Expression templates

Most of the Blas Level 1 functions (and even more) are available in form of expression templates in TNL. They are very intuitive, easy to use and efficient at the same time. The following code based on Cublas

cublasHandle_t handle;
cublasSaxpy( handle, size, 1.0, a, 1, x, 1 );
cublasSaxpy( handle, size, 2.0, b, 1, x, 1 );
cublasSaxpy( handle, size, 3.0, c, 1, x, 1 );

is equivalent with the following code in TNL

x = a + 2 * b + 3 * c;

It is simpler and in addition it is up to 1.7 times faster compared to Cublas.

Dense and sparse matrices

Dense and sparse matrices are one of the most important data structures for majority of HPC algorithms. TNL offers unified interface for both dense and sparse matrices. The sparse matrices can have fixed (tridiagonal and multidiagonal) or general layout. General sparse matrices can be stored in one of many formats optimized for various matrix elements patterns, namely CSR, Ellpack, SlicedEllpack, ChunkedEllpack or BisectionEllpack. Genral sparse matrices can be stored as symmetric (only lower part and diagonal os stored) or binary (only positions of nonzero-elements are stored) to minimze memory requirements.

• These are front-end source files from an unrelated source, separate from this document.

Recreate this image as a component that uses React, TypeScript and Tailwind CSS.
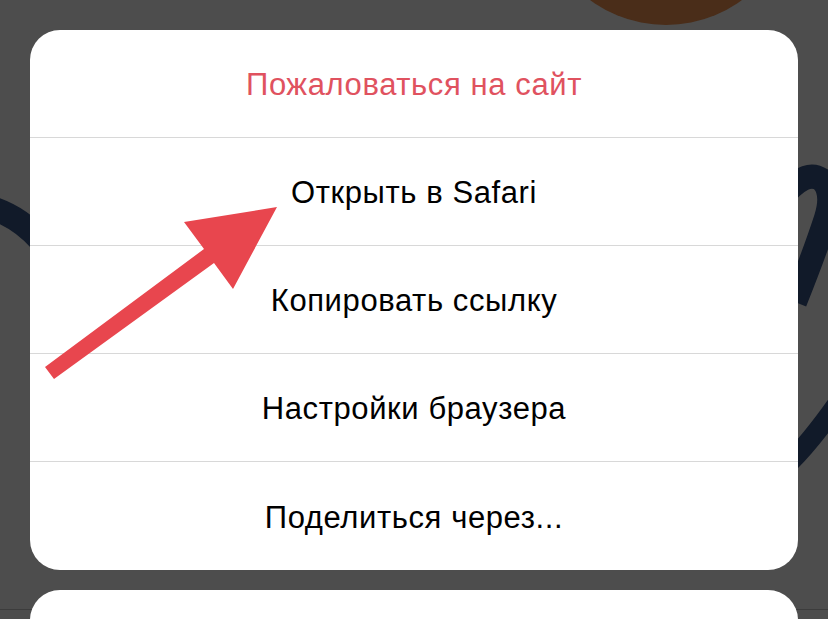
export default function App() {
  const items = [
    { label: 'Пожаловаться на сайт', danger: true },
    { label: 'Открыть в Safari' },
    { label: 'Копировать ссылку' },
    { label: 'Настройки браузера' },
    { label: 'Поделиться через...' },
  ]

  return (
    <div
      className="relative w-[828px] h-[619px] overflow-hidden bg-[#4d4d4d]"
      style={{ fontFamily: '"Liberation Sans", Arial, sans-serif' }}
    >
      {/* background decorations */}
      <div className="absolute left-[538px] top-[-231px] w-[256px] h-[256px] rounded-full bg-[#4a2d19]" />
      <svg className="absolute inset-0" width="828" height="619" viewBox="0 0 828 619" fill="none">
        <path d="M-20 205 Q15 212 40 240" stroke="#111a29" strokeWidth="24" />
        <path d="M780 200 Q805 168 822 180 Q834 192 826 218 Q815 252 795 302" stroke="#111a29" strokeWidth="24" />
        <path d="M790 462 Q812 440 840 400" stroke="#111a29" strokeWidth="20" />
      </svg>
      <div className="absolute left-0 right-0 top-[609px] h-px bg-[#3c3c3c]" />

      <div className="relative flex flex-col gap-5 px-[30px] pt-[30px]">
        {/* action sheet */}
        <div className="bg-white rounded-[30px] overflow-hidden">
          {items.map((item, i) => (
            <div
              key={item.label}
              className={
                'flex items-center justify-center pt-[4px] text-[31px] tracking-[0.6px] ' +
                (i < items.length - 1 ? 'h-[108px] border-b border-[#d8d8d8] ' : 'h-[108px] ') +
                (item.danger ? 'text-[#e0525f]' : 'text-black')
              }
            >
              {item.label}
            </div>
          ))}
        </div>

        {/* cancel */}
        <div className="bg-white rounded-[30px] h-[108px]" />
      </div>

      {/* arrow */}
      <svg className="absolute inset-0 pointer-events-none" width="828" height="619" viewBox="0 0 828 619">
        <polygon
          points="45,367 54,379 214,263 233,289 277,207 184,222 204,249"
          fill="#e8464e"
        />
      </svg>
    </div>
  )
}
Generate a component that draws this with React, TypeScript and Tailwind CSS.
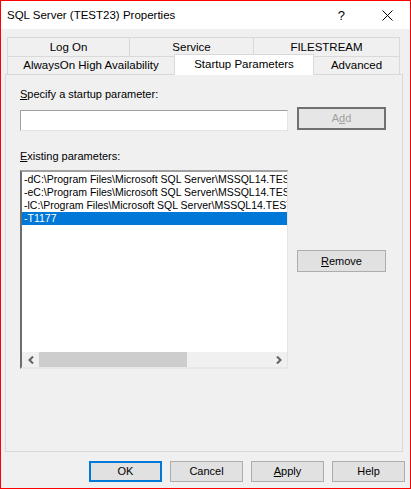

The matrix elements can be simply set-up with a help of lambda functions as follows (it works even on GPUs, of course):

auto f = [] __cuda_callable__ ( int rowIdx, int localIdx, int& columnIdx, double& value ) {
value = rowIdx + columnIdx; };
matrix.forAllElements( f );

You can perform flexible parallel reduction within particular matrix rows. For example, matrix-vector multiplication can be implemented as follows (it works even on GPUs, of course):

auto fetch = [=] __cuda_callable__ ( int rowIdx, int columnIdx, const double& value ) -> double {
return x[ columnIdx ] * value; };
auto keep = [=] __cuda_callable__ ( int rowIdx, const double& value ) mutable {
y[ rowIdx ] = value; };
matrix.reduceAllRows( fetch, TNL::plus{}, keep, 0.0 );

Structured and unstructured numerical meshes

Numerical meshes are necessary building blocks for PDE solvers. TNL offers both structured and unstructured meshes either on CPU or GPU.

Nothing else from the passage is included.